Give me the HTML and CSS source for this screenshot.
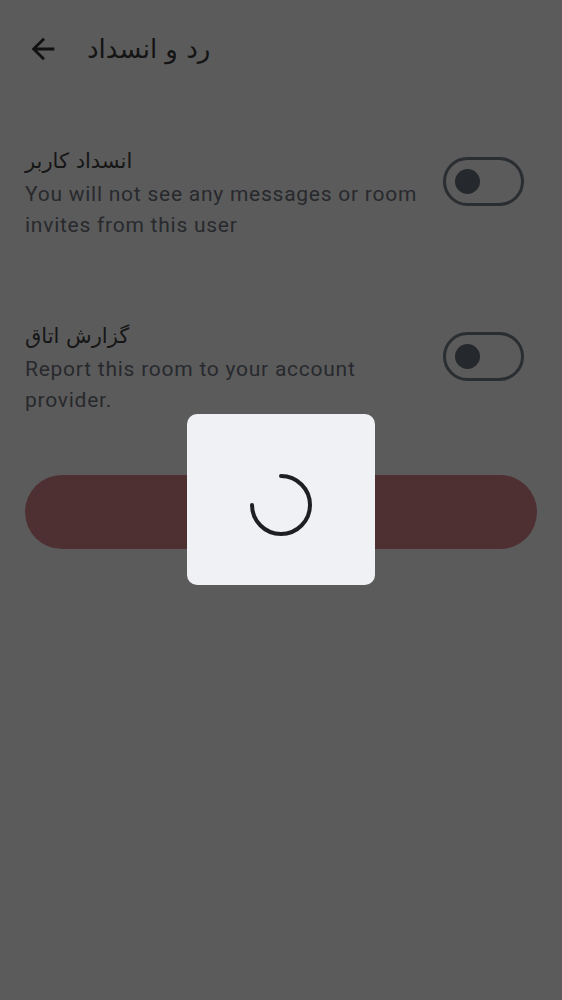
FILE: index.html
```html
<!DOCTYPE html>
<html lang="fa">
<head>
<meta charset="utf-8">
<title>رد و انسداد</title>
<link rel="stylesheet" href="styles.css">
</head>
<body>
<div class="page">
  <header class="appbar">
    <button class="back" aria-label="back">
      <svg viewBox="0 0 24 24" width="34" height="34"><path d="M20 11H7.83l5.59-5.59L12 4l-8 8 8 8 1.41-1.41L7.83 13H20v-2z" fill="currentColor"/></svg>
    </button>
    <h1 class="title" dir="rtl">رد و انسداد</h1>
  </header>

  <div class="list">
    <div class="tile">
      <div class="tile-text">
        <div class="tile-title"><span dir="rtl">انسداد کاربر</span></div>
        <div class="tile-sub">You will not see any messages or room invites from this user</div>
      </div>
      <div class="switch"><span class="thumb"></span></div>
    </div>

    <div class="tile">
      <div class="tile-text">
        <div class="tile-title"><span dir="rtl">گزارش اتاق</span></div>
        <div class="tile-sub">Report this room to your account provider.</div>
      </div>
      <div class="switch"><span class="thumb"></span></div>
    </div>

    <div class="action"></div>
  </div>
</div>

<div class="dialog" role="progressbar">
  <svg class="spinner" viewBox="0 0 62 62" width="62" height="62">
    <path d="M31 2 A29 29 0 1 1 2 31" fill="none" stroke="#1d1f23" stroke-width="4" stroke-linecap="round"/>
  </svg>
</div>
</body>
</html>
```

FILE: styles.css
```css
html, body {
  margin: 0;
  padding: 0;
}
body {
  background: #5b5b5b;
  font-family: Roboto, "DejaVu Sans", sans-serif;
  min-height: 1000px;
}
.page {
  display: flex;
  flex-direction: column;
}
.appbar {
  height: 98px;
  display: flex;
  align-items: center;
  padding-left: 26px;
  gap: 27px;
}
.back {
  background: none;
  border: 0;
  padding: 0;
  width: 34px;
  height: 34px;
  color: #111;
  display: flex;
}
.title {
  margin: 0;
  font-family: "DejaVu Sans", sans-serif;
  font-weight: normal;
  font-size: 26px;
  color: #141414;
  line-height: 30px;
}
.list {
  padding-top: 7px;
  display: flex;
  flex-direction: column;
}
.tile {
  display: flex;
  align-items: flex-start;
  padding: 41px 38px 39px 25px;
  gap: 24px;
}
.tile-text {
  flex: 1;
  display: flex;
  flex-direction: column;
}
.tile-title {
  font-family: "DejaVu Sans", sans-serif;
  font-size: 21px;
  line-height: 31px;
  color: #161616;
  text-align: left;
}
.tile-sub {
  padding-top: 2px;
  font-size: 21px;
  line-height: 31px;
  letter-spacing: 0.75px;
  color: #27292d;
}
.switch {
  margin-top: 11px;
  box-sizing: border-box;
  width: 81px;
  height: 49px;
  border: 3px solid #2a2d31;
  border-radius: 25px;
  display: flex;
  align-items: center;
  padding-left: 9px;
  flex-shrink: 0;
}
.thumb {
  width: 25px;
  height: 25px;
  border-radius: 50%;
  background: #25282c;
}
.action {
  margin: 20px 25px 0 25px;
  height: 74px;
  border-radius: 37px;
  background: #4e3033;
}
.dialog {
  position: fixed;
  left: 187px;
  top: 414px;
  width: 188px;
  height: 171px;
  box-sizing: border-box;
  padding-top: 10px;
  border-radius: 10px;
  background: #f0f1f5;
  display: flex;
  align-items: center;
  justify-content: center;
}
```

__Task__: Search the data for the word "this" and copy each line where it appears.

__Solved problem__:
Give me the HTML and CSS source for this screenshot.
        <div class="tile-sub">You will not see any messages or room invites from this user</div>
        <div class="tile-sub">Report this room to your account provider.</div>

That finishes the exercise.